21C Magazine: This is Your Brain Online

I compiled my thoughts on a bunch of recent books about the internet, social concerns, and brain matters into a piece called “This is Your Brain Online: Recent Books on Cognition and Connection” for 21C Magazine, many of which have been hashed out right here on this site.

Here’s an excerpt:

Regarding public cell phone use, comedian Bill Maher once quipped that if he wanted to be so privy to one’s most intimate thoughts, he’d read his or her blog. Nancy Baym addresses this technologically enabled collusion of public and private, as well as the more traditionally debated clashes, in Personal Connections in the Digital Age (Polity, 2010).
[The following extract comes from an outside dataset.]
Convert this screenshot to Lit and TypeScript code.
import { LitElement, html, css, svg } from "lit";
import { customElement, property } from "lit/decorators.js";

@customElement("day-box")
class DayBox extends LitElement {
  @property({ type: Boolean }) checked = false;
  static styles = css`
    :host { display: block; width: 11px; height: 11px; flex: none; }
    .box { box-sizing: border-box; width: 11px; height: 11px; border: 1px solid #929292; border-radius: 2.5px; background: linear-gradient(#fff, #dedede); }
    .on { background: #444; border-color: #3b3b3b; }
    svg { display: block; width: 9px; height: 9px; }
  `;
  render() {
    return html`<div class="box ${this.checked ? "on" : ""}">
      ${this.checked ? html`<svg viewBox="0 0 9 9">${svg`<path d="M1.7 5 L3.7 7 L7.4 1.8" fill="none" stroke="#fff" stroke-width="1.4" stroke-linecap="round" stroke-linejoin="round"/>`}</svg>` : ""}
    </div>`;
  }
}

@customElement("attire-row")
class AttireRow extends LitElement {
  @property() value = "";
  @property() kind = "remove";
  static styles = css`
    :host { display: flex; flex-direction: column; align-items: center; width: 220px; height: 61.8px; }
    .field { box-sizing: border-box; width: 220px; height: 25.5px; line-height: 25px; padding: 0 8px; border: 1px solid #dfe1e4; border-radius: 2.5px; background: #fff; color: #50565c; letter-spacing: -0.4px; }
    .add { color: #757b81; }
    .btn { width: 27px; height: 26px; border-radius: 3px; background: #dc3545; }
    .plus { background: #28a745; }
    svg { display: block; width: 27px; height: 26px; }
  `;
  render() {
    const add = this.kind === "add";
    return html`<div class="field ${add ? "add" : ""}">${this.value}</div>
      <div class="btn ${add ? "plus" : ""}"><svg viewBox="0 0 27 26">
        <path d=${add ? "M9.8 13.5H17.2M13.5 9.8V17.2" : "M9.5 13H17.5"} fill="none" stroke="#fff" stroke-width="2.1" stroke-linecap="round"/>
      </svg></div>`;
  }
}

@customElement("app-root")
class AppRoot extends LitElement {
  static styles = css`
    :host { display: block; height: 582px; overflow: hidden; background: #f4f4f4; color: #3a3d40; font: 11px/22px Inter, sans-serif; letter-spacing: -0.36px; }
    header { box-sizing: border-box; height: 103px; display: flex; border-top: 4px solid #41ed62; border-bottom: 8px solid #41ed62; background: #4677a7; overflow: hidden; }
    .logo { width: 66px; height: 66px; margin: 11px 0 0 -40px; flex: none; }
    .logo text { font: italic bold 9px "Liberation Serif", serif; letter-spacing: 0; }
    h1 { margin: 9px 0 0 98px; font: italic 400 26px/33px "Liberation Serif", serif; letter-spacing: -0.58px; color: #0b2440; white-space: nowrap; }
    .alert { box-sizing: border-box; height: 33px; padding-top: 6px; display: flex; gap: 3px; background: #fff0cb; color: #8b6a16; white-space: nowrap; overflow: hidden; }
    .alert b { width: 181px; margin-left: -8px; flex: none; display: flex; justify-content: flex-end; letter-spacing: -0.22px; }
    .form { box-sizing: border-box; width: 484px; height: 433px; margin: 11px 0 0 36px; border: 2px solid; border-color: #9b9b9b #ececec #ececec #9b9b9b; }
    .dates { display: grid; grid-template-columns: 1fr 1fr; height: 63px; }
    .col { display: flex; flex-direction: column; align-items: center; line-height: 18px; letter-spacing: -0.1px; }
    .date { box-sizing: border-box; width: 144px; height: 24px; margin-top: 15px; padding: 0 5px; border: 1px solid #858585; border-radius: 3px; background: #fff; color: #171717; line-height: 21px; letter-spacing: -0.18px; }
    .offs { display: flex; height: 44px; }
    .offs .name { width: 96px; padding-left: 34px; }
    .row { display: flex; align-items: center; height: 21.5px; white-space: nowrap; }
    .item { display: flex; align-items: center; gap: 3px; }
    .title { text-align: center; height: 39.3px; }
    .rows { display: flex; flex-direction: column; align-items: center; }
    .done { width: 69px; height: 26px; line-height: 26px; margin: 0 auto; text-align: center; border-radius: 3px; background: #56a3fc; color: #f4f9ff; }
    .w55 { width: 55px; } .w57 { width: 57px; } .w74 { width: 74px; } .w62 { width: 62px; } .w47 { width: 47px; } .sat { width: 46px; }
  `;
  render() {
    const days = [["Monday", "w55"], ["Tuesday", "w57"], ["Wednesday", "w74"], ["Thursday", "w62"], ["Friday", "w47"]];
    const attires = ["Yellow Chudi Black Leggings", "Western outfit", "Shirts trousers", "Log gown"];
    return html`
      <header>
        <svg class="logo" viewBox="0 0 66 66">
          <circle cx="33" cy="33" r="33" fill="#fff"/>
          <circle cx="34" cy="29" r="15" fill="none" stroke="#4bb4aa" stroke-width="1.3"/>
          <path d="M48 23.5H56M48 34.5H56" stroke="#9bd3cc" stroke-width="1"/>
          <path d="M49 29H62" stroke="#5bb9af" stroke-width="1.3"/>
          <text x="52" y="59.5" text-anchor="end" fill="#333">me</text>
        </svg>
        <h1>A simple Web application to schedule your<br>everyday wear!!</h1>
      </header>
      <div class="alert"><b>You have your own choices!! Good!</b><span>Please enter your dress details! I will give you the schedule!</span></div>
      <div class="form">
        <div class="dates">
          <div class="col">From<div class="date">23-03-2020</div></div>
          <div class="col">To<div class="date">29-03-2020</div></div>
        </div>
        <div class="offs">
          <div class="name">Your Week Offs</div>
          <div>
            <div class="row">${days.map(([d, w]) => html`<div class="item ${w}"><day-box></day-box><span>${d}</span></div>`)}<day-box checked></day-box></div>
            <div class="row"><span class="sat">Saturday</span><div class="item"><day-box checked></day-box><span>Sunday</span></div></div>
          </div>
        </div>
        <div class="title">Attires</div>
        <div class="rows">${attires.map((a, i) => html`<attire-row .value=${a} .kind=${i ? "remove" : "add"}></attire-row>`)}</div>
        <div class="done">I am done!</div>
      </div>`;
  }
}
Baym’s is by turns all-encompassing, in that she covers nearly every epistemological viewpoint on so-called social media expressed thus far, and all-purpose, in that anyone can read this book and see how these structures of knowledge apply to their own use of technology. In her study of technology’s influence on social connections, she breaks it down into seven key concepts: interactivity, temporal structure, social cues, storage, replicability, reach, and mobility. Sure, any time one attempts to slice up such a malleable and ever-changing landscape into discrete pieces one runs the risk of missing something. This process, one of closing off an open system in order to study it, is necessary if we are ever to learn anything about that system. Nancy Baym has collected, synthesized, and added to the legacy of digital media and indeed technology studies at large. This book is a great leap forward.